Reading through the Complete Poems of Ben Jonson has been quite a trip. You have to love the poet who penned “A Fit of Rhyme against Rhyme,” an attack on rhyming verse written in rhyming verse, and “Natural Progress,” a first-person account of a spermatozoan swimming toward an ovum, is remarkably bold, modern, and terrific. I also salute “Come, My Celia” for its good-humored sexual candor, and various poems addressed to seventeenth-century contemporaries still seem relevant and engaging. O rare Ben Jonson indeed. Recommended.

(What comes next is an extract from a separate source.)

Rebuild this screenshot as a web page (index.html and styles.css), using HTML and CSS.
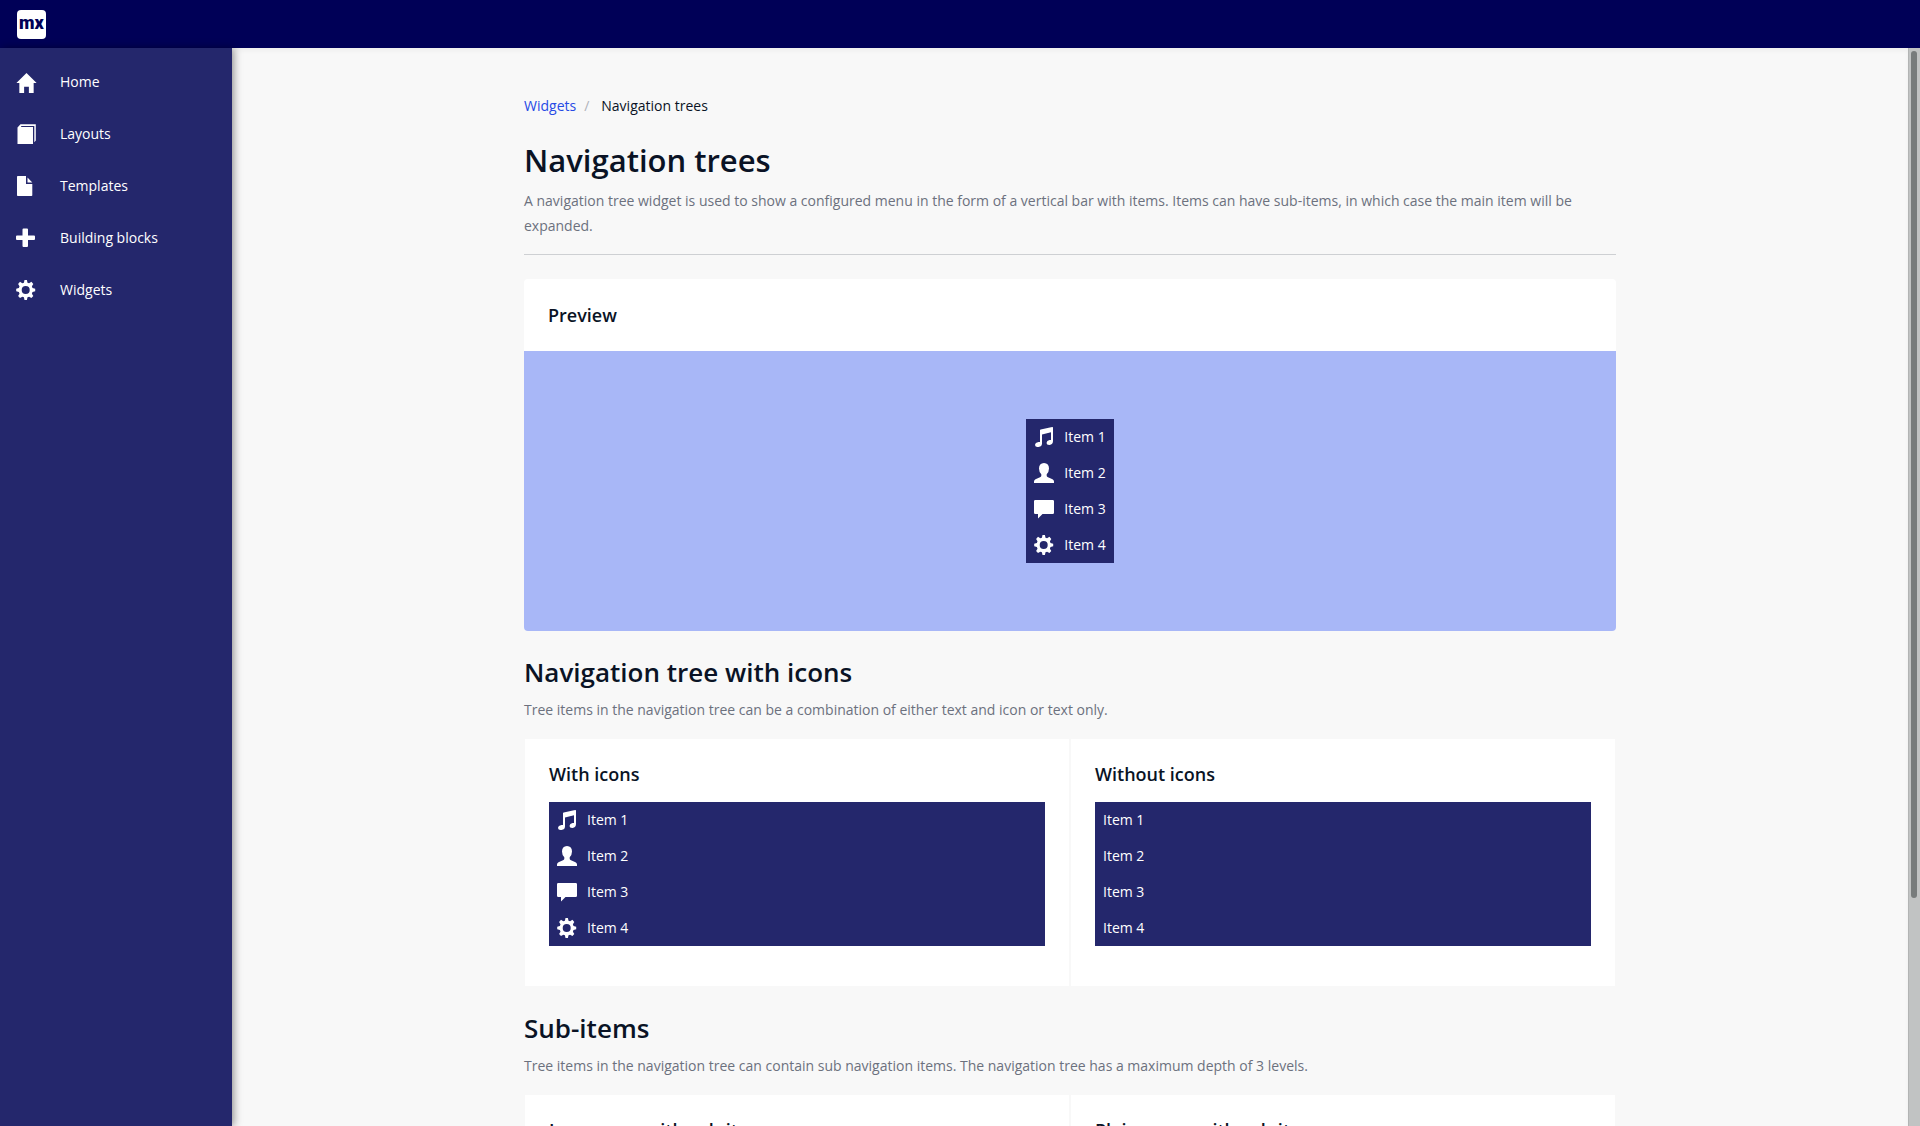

Whenever friends gather with poetry and food, that moment has an ancient pulse. Parentheses mine:
"Inviting a Friend to Supper" Tonight, grave sir, both my poor house and I Do equally desire your company; Not that we think us worthy such a guest, But that your worth will dignify our feast with those that come; whose grace may make that seem Something, which else could hope for no esteem. It is the fair acceptance, sir, creates The entertainment perfect, not the cates. Yet shall you have, to rectify your palate, An olive, capers, or some better salad (ah...the "better salad" always came later in the night, made as it was, on the spot) Ushering the mutton; with a short-legged hen, If we can get her, full of eggs, and then Lemons, and wine for sauce; to these, a coney Is not to be despaired of, for our money; And though fowl now be scares, yet there are clerks, The sky not falling, think we may have larks. I'll tell you of more, and lie, so you will come: Of partridge, pheasant, woodcock of which some May et be there: and god wit, if we can; Knat, rail and full, too. Howsoe'er, my man Shall read a piece of Virgil, Tacitus, Livy, or some better book to us, (like the Dialectic of Enlightenment!) Of which we'll speak our minds, admist our meat; And I'll profess no verses to repeat; To this, if aught appear which I not know of, That will the pastry, not my paper, show of. Digestive cheese and fruit there sure will be; (if not 5 or 6 cheeses) But that which most doth take my muse and me Is a pure cup of rich Canary wine, Which is the Mermaid's now, but shall be mine; (She's the incarnation of Venus Carlita drinking Symposium) Of which had Horace or Anacreon tasted, Their lives, as do their lines, till not had lasted. Tobacco, nectar, or the Tespian spring Are all but Luther's beer to this I sing. Of this we will sup free, but moderately; And we will have no Poley or Parrot by; Nor shall our cups make any guilty men, But at our parting we will be as when We innocently met. No simple word That shall be uttered at our mirthful board Shall make us sad next morning, or affright The liberty that we'll enjoy tonight."